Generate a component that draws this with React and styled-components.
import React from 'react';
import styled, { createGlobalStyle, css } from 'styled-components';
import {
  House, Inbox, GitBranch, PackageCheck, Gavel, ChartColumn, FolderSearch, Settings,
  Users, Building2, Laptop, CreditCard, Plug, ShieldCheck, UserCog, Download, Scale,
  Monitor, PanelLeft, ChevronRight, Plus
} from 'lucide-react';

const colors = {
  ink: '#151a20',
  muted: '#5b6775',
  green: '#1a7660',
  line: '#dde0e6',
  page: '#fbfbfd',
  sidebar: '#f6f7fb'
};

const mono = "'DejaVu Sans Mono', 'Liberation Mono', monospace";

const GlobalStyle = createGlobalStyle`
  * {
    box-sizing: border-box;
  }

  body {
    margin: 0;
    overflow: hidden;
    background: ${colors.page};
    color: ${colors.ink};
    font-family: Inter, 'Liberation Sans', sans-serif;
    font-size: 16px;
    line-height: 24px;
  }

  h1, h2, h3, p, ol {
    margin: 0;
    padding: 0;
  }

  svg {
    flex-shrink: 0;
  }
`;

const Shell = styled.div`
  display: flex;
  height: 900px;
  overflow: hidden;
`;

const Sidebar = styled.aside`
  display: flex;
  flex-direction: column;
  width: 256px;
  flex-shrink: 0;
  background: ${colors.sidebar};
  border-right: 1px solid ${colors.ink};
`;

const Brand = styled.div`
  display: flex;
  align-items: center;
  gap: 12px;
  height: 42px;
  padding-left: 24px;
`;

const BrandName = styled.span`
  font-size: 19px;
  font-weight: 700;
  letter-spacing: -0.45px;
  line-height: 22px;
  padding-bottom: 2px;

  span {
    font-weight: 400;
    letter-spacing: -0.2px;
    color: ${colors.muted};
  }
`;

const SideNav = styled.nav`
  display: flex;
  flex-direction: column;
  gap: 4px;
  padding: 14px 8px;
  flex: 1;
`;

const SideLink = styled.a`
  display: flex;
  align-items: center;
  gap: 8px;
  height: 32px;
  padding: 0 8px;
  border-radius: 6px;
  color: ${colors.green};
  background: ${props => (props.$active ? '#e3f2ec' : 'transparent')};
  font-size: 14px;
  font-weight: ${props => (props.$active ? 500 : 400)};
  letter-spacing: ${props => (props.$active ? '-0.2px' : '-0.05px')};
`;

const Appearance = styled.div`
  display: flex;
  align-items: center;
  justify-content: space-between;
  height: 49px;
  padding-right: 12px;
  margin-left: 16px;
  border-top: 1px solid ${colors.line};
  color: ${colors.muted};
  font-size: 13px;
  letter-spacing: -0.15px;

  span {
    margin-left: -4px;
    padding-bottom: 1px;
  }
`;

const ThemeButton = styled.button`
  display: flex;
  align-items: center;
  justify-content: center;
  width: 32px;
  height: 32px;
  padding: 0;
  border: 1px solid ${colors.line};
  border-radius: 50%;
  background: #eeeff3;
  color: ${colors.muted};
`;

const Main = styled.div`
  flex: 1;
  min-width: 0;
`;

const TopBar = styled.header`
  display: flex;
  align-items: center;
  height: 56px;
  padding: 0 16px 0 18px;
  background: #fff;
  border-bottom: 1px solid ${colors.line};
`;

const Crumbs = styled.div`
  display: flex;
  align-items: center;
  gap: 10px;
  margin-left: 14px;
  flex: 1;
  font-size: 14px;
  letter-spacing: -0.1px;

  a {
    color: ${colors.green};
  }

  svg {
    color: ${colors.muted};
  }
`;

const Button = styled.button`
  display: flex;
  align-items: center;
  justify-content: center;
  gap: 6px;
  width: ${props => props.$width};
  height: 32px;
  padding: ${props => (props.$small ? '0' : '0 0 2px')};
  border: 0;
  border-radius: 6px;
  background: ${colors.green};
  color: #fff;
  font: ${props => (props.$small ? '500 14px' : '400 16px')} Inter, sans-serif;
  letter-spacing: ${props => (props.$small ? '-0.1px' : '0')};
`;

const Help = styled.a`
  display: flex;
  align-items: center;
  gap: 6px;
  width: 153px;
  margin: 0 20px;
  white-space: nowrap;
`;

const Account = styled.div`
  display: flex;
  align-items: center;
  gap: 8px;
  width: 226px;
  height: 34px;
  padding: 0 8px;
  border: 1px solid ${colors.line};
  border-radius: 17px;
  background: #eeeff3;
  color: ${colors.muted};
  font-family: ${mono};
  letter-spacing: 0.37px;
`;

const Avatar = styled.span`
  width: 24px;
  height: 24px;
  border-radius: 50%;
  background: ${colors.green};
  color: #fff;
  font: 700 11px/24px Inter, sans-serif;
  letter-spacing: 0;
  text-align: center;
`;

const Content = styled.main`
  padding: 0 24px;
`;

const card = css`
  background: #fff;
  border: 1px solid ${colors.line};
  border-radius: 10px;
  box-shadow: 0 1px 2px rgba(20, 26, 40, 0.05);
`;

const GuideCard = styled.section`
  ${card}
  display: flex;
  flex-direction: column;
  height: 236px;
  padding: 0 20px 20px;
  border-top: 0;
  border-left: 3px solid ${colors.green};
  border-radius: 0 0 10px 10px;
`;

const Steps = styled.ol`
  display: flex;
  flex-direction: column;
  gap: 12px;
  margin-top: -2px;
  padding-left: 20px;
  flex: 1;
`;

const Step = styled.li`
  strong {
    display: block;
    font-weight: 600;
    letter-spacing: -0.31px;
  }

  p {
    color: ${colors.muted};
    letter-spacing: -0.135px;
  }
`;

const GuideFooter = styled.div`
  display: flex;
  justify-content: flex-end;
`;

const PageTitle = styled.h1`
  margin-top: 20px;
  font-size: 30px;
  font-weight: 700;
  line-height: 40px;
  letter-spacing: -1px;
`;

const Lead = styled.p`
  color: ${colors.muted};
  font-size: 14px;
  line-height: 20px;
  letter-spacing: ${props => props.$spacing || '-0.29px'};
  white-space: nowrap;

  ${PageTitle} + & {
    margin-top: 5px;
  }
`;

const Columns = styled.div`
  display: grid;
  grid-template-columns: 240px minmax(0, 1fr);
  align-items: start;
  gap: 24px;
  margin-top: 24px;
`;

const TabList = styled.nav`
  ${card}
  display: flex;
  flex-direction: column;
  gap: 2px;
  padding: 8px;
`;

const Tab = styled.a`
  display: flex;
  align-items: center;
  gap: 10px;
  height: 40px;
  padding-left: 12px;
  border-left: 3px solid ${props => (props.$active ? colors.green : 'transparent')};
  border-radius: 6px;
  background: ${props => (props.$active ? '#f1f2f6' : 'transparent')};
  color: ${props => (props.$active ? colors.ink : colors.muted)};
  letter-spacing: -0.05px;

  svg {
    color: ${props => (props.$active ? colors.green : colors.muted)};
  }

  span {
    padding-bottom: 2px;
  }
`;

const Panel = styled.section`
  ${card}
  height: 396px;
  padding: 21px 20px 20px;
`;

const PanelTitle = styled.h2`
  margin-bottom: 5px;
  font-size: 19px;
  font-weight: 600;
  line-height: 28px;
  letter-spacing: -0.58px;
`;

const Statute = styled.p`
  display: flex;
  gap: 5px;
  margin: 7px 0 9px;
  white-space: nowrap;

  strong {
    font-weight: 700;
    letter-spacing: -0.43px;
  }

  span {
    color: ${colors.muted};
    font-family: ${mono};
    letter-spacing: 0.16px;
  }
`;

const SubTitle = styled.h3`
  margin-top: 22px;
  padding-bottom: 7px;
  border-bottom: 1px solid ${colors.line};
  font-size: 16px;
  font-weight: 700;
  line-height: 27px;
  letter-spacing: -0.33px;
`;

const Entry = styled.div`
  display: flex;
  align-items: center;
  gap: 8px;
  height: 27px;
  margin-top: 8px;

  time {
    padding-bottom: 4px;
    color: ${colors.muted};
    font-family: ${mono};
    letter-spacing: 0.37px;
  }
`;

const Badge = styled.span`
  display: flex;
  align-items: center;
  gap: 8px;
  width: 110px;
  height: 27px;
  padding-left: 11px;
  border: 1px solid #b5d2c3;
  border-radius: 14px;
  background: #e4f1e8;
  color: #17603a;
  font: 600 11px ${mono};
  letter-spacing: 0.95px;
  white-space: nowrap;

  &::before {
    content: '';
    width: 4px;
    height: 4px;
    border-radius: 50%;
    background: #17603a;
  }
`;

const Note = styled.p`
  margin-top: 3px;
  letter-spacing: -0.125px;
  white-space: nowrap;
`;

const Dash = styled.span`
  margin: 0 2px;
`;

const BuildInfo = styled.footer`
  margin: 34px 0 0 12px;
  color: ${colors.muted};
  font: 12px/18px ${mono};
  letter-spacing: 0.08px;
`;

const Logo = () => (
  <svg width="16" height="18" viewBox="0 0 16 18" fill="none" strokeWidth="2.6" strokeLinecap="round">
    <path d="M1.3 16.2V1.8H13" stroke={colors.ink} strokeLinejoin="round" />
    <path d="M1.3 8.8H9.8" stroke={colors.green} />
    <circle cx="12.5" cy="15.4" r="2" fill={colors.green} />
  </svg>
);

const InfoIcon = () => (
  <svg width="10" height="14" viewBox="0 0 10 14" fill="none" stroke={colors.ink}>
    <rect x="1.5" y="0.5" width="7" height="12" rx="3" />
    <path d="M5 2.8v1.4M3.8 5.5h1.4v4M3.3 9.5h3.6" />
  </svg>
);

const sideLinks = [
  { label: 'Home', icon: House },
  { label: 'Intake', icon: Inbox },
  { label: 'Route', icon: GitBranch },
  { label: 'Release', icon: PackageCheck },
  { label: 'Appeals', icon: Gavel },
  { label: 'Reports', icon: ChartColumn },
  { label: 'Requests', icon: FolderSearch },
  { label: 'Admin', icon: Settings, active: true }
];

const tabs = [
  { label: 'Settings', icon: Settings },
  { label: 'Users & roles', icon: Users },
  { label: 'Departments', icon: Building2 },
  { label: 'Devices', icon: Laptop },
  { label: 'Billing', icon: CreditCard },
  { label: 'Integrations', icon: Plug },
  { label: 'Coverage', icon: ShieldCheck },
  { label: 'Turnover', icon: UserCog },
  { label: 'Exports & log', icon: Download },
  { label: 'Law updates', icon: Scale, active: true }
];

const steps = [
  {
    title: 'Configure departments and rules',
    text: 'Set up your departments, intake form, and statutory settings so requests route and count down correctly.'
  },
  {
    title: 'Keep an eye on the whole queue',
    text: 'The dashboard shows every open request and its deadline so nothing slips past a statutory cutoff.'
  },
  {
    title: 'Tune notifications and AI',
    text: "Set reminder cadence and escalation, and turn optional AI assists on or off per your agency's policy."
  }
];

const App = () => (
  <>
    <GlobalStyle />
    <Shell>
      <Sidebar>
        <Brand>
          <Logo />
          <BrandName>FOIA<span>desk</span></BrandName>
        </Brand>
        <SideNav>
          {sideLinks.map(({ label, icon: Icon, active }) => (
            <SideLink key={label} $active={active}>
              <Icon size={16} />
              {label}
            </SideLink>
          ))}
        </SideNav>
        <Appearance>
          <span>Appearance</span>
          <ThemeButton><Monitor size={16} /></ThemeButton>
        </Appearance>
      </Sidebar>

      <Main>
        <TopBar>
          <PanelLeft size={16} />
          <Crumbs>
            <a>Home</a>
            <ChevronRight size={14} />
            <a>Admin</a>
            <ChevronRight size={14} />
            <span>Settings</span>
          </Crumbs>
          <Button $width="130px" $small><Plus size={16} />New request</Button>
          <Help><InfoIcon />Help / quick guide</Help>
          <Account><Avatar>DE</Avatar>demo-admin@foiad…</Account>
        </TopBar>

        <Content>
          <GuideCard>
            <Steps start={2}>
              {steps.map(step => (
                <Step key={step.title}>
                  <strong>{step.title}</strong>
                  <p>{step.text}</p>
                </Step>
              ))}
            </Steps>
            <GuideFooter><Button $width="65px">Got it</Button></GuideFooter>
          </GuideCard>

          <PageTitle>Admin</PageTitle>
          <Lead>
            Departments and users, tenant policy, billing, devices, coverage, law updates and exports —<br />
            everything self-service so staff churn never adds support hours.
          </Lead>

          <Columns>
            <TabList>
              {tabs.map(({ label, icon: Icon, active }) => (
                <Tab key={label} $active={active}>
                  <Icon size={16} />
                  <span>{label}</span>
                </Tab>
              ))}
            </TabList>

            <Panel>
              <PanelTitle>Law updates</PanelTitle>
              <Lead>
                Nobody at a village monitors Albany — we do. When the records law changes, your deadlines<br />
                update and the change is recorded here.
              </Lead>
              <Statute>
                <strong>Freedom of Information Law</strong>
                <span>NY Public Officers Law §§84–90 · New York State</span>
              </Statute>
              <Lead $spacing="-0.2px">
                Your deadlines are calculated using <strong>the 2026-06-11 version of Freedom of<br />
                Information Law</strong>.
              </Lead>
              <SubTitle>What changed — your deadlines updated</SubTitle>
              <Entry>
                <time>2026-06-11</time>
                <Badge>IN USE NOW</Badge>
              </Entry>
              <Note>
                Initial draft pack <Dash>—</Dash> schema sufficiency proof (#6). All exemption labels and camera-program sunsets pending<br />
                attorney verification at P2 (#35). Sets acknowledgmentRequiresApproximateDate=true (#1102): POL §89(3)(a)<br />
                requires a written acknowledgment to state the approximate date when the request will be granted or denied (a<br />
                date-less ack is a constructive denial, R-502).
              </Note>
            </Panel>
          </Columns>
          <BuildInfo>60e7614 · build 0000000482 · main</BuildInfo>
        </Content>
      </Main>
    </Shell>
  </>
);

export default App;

...

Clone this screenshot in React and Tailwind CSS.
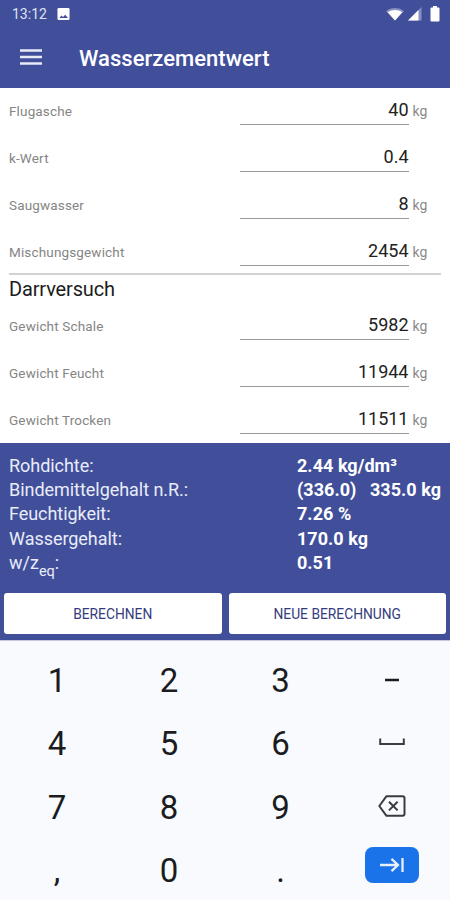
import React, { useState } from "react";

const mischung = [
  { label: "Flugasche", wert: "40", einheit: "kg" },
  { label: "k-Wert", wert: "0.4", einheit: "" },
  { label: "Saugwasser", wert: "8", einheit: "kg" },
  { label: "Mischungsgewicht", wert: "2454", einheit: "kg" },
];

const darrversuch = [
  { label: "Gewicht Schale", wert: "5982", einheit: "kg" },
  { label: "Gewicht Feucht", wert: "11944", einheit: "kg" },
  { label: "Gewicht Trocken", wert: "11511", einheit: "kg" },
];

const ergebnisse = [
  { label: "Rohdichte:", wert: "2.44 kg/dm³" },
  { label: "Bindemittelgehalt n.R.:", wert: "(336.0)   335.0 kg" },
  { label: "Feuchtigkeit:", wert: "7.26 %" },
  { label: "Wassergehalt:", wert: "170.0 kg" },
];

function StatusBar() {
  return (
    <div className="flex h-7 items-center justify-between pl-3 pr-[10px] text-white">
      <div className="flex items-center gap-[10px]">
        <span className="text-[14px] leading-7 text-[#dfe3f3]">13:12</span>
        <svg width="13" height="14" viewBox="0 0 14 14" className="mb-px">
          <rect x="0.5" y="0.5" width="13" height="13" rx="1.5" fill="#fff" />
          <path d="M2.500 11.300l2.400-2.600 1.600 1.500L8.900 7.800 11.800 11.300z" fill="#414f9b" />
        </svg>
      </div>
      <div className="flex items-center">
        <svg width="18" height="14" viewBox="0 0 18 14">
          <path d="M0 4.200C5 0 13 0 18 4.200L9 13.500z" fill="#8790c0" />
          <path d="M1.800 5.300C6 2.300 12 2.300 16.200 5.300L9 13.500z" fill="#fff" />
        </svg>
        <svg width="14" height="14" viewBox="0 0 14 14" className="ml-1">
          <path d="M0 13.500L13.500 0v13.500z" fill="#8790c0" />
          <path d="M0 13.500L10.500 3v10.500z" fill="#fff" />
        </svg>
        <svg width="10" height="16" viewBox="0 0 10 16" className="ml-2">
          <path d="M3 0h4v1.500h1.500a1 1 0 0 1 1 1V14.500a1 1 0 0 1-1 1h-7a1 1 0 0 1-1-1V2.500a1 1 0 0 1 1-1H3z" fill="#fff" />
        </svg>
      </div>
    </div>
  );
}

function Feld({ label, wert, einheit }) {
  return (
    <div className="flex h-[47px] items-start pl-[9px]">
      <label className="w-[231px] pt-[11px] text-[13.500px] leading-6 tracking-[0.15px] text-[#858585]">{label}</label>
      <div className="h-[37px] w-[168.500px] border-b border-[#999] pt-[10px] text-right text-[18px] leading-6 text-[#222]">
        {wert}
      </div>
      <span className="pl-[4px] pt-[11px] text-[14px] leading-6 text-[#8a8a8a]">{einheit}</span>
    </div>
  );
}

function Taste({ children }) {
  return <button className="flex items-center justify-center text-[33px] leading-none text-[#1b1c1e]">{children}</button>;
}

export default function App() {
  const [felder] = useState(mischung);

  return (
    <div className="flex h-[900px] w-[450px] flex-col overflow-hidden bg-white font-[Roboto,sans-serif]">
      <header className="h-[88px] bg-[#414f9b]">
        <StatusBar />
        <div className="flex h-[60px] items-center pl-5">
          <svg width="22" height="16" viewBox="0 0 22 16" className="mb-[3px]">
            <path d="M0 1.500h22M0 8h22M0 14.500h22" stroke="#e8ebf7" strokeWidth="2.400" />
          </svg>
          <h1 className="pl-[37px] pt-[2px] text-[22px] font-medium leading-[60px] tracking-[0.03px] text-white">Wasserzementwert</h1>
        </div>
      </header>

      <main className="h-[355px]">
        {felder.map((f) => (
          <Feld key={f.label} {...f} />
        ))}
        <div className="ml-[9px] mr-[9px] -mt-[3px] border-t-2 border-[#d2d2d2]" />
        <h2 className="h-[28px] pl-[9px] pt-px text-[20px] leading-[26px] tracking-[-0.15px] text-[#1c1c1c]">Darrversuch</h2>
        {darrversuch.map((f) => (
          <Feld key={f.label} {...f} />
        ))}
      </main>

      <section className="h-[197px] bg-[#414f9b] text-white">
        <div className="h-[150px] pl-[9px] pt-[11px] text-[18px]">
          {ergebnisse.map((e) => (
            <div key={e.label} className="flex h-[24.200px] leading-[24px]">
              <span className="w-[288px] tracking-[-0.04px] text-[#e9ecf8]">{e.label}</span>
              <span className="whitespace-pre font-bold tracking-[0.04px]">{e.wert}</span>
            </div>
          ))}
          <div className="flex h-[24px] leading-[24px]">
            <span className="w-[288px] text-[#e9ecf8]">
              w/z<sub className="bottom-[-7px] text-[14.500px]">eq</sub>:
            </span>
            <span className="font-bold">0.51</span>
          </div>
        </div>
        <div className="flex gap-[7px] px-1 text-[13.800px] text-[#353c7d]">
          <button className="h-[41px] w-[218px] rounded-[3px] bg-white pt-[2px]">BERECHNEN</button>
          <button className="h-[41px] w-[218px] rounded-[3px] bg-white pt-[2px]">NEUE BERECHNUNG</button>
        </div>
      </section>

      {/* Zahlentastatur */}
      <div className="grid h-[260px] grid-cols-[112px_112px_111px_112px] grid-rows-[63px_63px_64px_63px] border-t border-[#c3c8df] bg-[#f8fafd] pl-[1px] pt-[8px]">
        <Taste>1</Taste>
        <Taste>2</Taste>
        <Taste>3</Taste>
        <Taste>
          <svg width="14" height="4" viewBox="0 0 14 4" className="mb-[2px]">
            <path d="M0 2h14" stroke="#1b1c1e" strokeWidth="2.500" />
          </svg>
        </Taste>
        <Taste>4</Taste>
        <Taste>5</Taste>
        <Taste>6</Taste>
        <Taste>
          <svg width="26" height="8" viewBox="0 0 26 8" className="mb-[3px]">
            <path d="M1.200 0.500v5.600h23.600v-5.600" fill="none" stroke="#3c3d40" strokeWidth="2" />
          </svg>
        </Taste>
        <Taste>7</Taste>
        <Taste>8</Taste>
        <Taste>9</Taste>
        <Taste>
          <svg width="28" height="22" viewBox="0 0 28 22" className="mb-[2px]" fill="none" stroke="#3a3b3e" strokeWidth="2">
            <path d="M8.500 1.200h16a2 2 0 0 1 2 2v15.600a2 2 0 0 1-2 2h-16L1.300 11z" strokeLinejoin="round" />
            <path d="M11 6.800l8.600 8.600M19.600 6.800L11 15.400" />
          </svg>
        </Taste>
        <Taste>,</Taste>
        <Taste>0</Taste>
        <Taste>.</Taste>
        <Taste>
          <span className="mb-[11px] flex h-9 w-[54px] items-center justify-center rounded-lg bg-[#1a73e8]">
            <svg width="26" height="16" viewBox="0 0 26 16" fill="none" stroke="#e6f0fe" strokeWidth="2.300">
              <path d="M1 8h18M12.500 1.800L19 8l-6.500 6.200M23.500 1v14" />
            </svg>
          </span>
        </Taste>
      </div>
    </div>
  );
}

* **What you need to do**
What is the number of lines in these records that contain "this"? Reply with the number only.

* **Task response**
2